* Exercise directions
Print, word for word, every line from the beginning of the listing up to and including the line with "13.5L1002 25.5M1002 13.5L990". Pictures are to be excluded.

* Source excerpt
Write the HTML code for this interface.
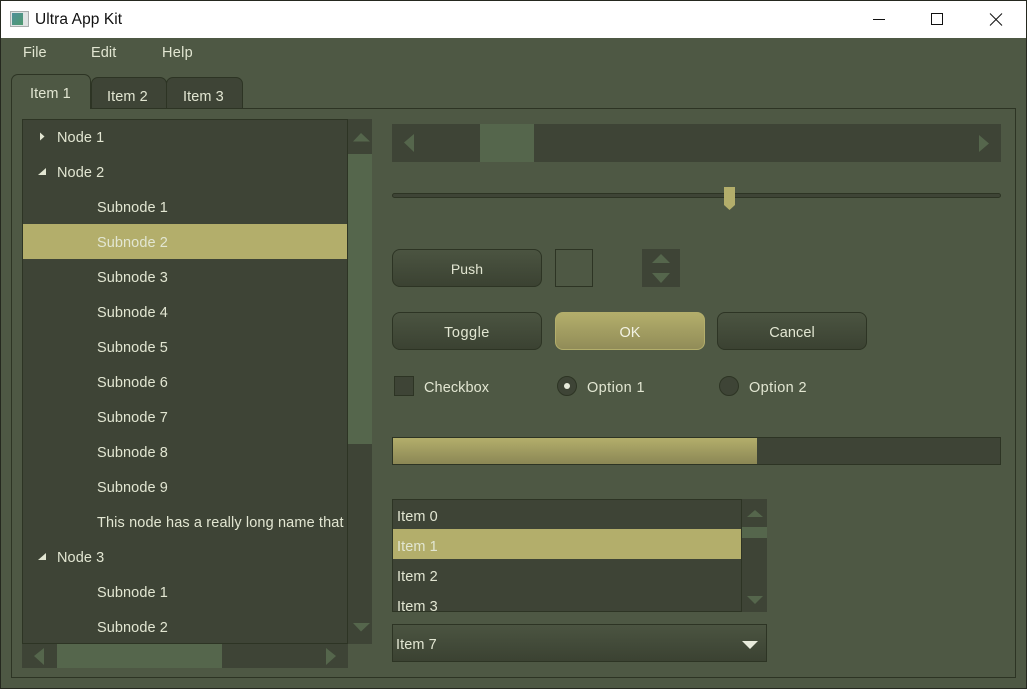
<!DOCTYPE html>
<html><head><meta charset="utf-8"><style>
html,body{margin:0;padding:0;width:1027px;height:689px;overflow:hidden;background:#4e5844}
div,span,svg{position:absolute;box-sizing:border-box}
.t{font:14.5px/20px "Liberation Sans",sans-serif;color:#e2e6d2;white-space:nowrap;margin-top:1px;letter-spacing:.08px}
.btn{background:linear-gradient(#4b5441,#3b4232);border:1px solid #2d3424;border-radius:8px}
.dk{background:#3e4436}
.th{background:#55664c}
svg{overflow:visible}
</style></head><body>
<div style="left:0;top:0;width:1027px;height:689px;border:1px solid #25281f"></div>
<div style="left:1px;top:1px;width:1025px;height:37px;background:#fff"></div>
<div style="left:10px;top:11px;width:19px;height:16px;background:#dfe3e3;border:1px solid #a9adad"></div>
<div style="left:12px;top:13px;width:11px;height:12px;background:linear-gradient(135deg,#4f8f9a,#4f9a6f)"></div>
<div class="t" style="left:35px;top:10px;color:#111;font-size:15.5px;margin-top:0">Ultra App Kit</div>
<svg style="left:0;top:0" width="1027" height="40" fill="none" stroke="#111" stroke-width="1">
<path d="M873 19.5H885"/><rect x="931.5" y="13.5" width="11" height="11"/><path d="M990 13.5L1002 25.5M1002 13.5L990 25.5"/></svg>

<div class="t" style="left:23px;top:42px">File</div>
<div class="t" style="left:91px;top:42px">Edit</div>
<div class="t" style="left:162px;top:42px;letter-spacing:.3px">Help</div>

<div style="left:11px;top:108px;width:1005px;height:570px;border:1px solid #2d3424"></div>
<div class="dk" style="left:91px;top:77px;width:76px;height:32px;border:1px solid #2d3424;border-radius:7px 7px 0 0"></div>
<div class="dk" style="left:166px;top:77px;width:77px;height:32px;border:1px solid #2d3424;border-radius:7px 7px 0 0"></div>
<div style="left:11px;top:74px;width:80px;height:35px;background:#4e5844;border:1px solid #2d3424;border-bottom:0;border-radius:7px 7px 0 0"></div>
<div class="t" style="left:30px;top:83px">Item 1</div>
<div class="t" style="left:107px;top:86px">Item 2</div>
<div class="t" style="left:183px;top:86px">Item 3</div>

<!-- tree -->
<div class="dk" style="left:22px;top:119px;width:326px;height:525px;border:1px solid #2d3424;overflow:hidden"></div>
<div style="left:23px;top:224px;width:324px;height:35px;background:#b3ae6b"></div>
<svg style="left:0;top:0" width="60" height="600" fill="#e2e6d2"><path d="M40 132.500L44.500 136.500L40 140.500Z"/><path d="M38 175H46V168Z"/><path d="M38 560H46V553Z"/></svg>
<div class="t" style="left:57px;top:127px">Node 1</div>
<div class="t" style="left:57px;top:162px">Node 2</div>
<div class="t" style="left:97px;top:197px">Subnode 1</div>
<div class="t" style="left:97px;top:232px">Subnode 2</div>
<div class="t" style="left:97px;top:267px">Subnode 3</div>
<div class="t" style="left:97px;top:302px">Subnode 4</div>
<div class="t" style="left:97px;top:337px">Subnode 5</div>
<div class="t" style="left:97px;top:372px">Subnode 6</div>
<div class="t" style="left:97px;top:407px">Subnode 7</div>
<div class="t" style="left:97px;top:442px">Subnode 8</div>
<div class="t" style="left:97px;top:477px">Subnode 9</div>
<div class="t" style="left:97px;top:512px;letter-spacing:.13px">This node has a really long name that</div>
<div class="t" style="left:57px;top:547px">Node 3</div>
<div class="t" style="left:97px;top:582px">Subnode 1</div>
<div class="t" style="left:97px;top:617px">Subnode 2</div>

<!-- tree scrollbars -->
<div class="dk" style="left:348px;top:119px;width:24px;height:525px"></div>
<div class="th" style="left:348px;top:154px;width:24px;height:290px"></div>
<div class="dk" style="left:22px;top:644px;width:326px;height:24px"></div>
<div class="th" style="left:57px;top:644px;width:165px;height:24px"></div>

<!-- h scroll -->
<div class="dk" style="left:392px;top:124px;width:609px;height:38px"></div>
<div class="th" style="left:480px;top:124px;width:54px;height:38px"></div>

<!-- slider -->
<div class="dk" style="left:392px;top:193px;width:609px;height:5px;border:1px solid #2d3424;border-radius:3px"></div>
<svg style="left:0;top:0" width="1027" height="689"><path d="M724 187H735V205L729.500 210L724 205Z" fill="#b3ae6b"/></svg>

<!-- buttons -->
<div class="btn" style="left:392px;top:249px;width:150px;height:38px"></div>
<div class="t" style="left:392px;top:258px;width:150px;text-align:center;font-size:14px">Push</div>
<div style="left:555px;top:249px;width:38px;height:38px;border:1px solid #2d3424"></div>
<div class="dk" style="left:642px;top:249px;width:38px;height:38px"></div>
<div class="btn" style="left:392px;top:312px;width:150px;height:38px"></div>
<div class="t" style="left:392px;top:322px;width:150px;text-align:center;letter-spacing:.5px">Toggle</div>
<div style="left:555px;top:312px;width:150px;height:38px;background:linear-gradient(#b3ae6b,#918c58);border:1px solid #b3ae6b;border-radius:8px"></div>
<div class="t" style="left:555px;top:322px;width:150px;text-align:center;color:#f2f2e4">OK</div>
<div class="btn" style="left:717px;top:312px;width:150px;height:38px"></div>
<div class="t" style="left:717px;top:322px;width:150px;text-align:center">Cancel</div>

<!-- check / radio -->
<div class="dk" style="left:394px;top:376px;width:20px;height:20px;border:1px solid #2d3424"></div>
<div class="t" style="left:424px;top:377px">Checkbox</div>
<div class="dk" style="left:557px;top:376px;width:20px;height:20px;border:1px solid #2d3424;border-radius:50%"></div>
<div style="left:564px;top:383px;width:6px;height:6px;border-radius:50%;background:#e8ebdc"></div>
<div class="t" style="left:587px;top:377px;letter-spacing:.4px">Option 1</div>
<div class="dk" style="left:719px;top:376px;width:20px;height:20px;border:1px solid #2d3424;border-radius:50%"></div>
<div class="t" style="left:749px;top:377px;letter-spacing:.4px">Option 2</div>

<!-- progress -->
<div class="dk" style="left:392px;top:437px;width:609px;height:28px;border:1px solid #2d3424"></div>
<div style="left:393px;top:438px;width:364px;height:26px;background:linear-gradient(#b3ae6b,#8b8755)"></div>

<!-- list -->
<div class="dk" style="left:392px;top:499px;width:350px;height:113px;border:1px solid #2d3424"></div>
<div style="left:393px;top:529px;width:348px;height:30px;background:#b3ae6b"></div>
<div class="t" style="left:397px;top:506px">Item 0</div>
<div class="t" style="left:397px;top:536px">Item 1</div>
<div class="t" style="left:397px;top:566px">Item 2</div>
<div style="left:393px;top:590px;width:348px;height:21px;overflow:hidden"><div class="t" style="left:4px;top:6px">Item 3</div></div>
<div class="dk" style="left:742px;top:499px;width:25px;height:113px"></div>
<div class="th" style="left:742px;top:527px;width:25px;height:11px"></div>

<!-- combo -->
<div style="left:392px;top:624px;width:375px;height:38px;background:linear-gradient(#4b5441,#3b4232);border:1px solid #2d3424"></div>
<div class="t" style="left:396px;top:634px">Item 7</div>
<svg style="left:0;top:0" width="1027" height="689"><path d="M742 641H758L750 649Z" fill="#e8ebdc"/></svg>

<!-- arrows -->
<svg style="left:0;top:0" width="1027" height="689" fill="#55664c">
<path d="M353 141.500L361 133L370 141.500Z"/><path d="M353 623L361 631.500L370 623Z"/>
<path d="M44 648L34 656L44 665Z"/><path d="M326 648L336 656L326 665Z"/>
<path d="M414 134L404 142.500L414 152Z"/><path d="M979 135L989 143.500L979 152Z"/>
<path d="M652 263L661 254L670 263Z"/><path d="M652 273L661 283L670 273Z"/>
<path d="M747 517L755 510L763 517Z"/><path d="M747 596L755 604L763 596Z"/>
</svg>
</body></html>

* Task result
Write the HTML code for this interface.
<!DOCTYPE html>
<html><head><meta charset="utf-8"><style>
html,body{margin:0;padding:0;width:1027px;height:689px;overflow:hidden;background:#4e5844}
div,span,svg{position:absolute;box-sizing:border-box}
.t{font:14.5px/20px "Liberation Sans",sans-serif;color:#e2e6d2;white-space:nowrap;margin-top:1px;letter-spacing:.08px}
.btn{background:linear-gradient(#4b5441,#3b4232);border:1px solid #2d3424;border-radius:8px}
.dk{background:#3e4436}
.th{background:#55664c}
svg{overflow:visible}
</style></head><body>
<div style="left:0;top:0;width:1027px;height:689px;border:1px solid #25281f"></div>
<div style="left:1px;top:1px;width:1025px;height:37px;background:#fff"></div>
<div style="left:10px;top:11px;width:19px;height:16px;background:#dfe3e3;border:1px solid #a9adad"></div>
<div style="left:12px;top:13px;width:11px;height:12px;background:linear-gradient(135deg,#4f8f9a,#4f9a6f)"></div>
<div class="t" style="left:35px;top:10px;color:#111;font-size:15.5px;margin-top:0">Ultra App Kit</div>
<svg style="left:0;top:0" width="1027" height="40" fill="none" stroke="#111" stroke-width="1">
<path d="M873 19.5H885"/><rect x="931.5" y="13.5" width="11" height="11"/><path d="M990 13.5L1002 25.5M1002 13.5L990 25.5"/></svg>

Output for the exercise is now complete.